BETHESDA, Md., Nov. 2, 2011 /PRNewswire/ -- Saul Centers, Inc. (NYSE: BFS), an equity real estate investment trust (REIT), announced its operating results for the quarter ended September 30, 2011.  Total revenue for the three months ended September 30, 2011 ("2011 Quarter") increased 8.4% to $42,878,000 compared to $39,551,000 for the three months ended September 30, 2010 ("2010 Quarter").  Operating income, which is net income available to common stockholders before income attributable to noncontrolling interests and preferred stock dividends, decreased 16.8% to $8,656,000 for the 2011 Quarter compared to $10,411,000 for the 2010 Quarter.  Net income available to common stockholders was $1,719,000, or $0.09 per diluted share, for the 2011 Quarter compared to $9,046,000, or $0.49 per diluted share, for the 2010 Quarter.
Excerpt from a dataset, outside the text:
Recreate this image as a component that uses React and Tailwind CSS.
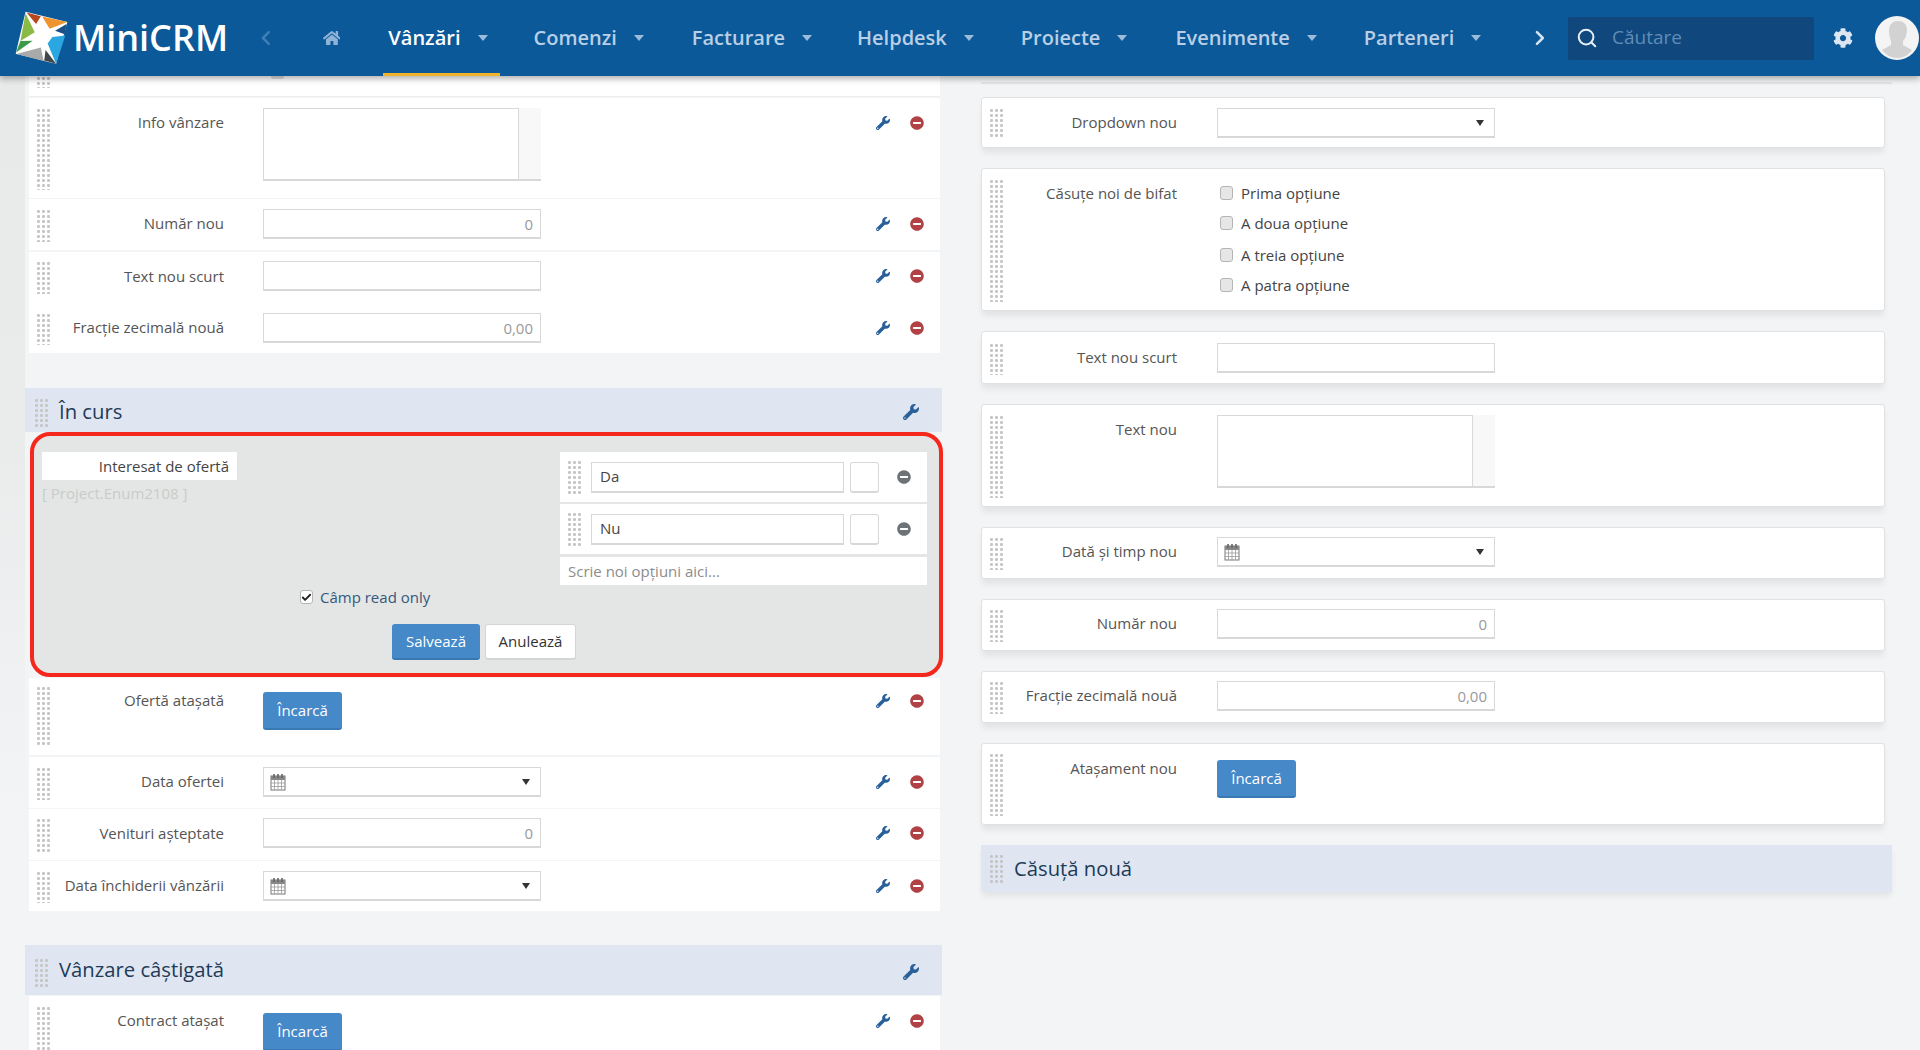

On September 23, 2011, the Company acquired three Giant Food-anchored neighborhood shopping centers, located in the metropolitan Washington DC / Baltimore area, totaling 635,000 square feet of leasable area.  The shopping centers were purchased for an aggregate price of $168,500,000 plus acquisition costs of approximately $2,439,000.  Because the properties were acquired just prior to the end of the quarter, their impact on revenue and operating income for the quarter is negligible, however, the acquisition costs were immediately expensed and adversely impacted net income available to common stockholders for the quarter.

Operating income for the 2011 Quarter decreased due to Clarendon Center, portions of which continue to be in their initial lease-up period, because interest and depreciation expense exceeded property operating income by approximately $1,351,000.  The Company's operating income also declined due to a $1,303,000 decrease in same property operating income, offset in part by the $540,000 addition to operating income generated by properties acquired during 2010 and 2011.  The decrease in net income available to common stockholders for the 2011 Quarter was primarily caused by (1) a $3,591,000 gain on sale of real estate and $1,700,000 gain on casualty settlement, both of which occurred in the 2010 Quarter, (2) $2,439,000 of property acquisition costs described above and, (3) a $1,755,000 decline in operating income, all of which were partially offset by a $2,176,000 decrease in income attributable to noncontrolling interests.  

Same property revenue decreased 3.2% for the 2011 Quarter and same property operating income decreased 4.4%.  The same property comparisons exclude the operating results of properties not in operation for each of the comparable reporting quarters.  For the shopping center portfolio, same property operating income decreased 3.6% due primarily to reduced base rent and increased provision for credit losses resulting primarily from two anchor tenant bankruptcies and, to a lesser extent, vacancies at several core shopping centers.  For the mixed-use portfolio, same property operating income decreased 7.3%, primarily due to a decrease in occupancy that occurred in the latter part of 2010 and the first quarter of 2011.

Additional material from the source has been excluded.